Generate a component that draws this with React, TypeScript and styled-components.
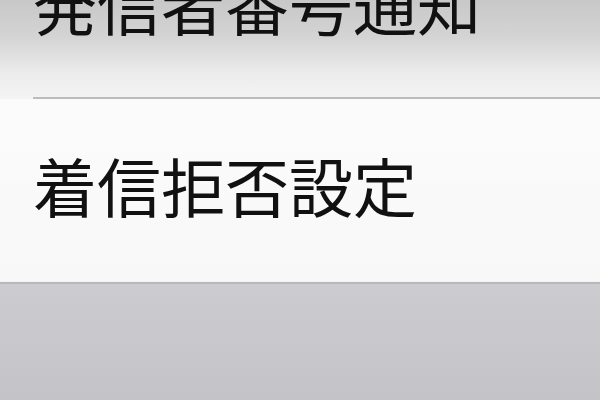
import styled, { createGlobalStyle } from 'styled-components';

const Global = createGlobalStyle`
  html, body {
    margin: 0;
    padding: 0;
  }
  body {
    font-family: "Noto Sans CJK JP", "Noto Sans", sans-serif;
    background: #d4d4d8;
  }
`;

const Screen = styled.div`
  width: 600px;
  height: 400px;
  overflow: hidden;
  background: linear-gradient(#e0e0e4, #c4c4c8);
`;

// the list is scrolled, so the first row starts above the window
const Group = styled.ul`
  list-style: none;
  margin: -83px 0 0;
  padding: 0;
  background: #f9f9f9;
  border-bottom: 1px solid #f2f2f2;
  box-shadow: 0 2px 0 #b9b9bc;
`;

const Cell = styled.li<{ $selected?: boolean; $last?: boolean }>`
  position: relative;
  height: 182px;
  display: flex;
  align-items: center;
  padding-left: 33px;
  box-sizing: border-box;
  background: ${(p) =>
    p.$selected
      ? 'linear-gradient(#b4b4b4 0%, #c8c8c8 46%, #d4d4d4 66%, #ececec 86%, #f4f4f4 100%)'
      : 'linear-gradient(#fbfbfb, #f8f8f8)'};

  &::after {
    content: '';
    display: ${(p) => (p.$last ? 'none' : 'block')};
    position: absolute;
    left: 33px;
    right: 0;
    bottom: 0;
    height: 2px;
    background: #bcbcbe;
  }
`;

const Label = styled.span`
  font-size: 64px;
  line-height: 1;
  color: #111;
  margin-top: -12px;
`;

const items = [
  { label: '発信者番号通知', selected: true },
  { label: '着信拒否設定', selected: false },
];

export default function App() {
  return (
    <>
      <Global />
      <Screen>
        <Group>
          {items.map((it, i) => (
            <Cell key={it.label} $selected={it.selected} $last={i === items.length - 1}>
              <Label>{it.label}</Label>
            </Cell>
          ))}
        </Group>
      </Screen>
    </>
  );
}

--

▸ **TO DO**:
Leave out the pictures and reproduce the rest of the listing exactly.

▸ **SOLUTION TO THE PROBLEM**:
Generate a component that draws this with React, TypeScript and styled-components.
import styled, { createGlobalStyle } from 'styled-components';

const Global = createGlobalStyle`
  html, body {
    margin: 0;
    padding: 0;
  }
  body {
    font-family: "Noto Sans CJK JP", "Noto Sans", sans-serif;
    background: #d4d4d8;
  }
`;

const Screen = styled.div`
  width: 600px;
  height: 400px;
  overflow: hidden;
  background: linear-gradient(#e0e0e4, #c4c4c8);
`;

// the list is scrolled, so the first row starts above the window
const Group = styled.ul`
  list-style: none;
  margin: -83px 0 0;
  padding: 0;
  background: #f9f9f9;
  border-bottom: 1px solid #f2f2f2;
  box-shadow: 0 2px 0 #b9b9bc;
`;

const Cell = styled.li<{ $selected?: boolean; $last?: boolean }>`
  position: relative;
  height: 182px;
  display: flex;
  align-items: center;
  padding-left: 33px;
  box-sizing: border-box;
  background: ${(p) =>
    p.$selected
      ? 'linear-gradient(#b4b4b4 0%, #c8c8c8 46%, #d4d4d4 66%, #ececec 86%, #f4f4f4 100%)'
      : 'linear-gradient(#fbfbfb, #f8f8f8)'};

  &::after {
    content: '';
    display: ${(p) => (p.$last ? 'none' : 'block')};
    position: absolute;
    left: 33px;
    right: 0;
    bottom: 0;
    height: 2px;
    background: #bcbcbe;
  }
`;

const Label = styled.span`
  font-size: 64px;
  line-height: 1;
  color: #111;
  margin-top: -12px;
`;

const items = [
  { label: '発信者番号通知', selected: true },
  { label: '着信拒否設定', selected: false },
];

export default function App() {
  return (
    <>
      <Global />
      <Screen>
        <Group>
          {items.map((it, i) => (
            <Cell key={it.label} $selected={it.selected} $last={i === items.length - 1}>
              <Label>{it.label}</Label>
            </Cell>
          ))}
        </Group>
      </Screen>
    </>
  );
}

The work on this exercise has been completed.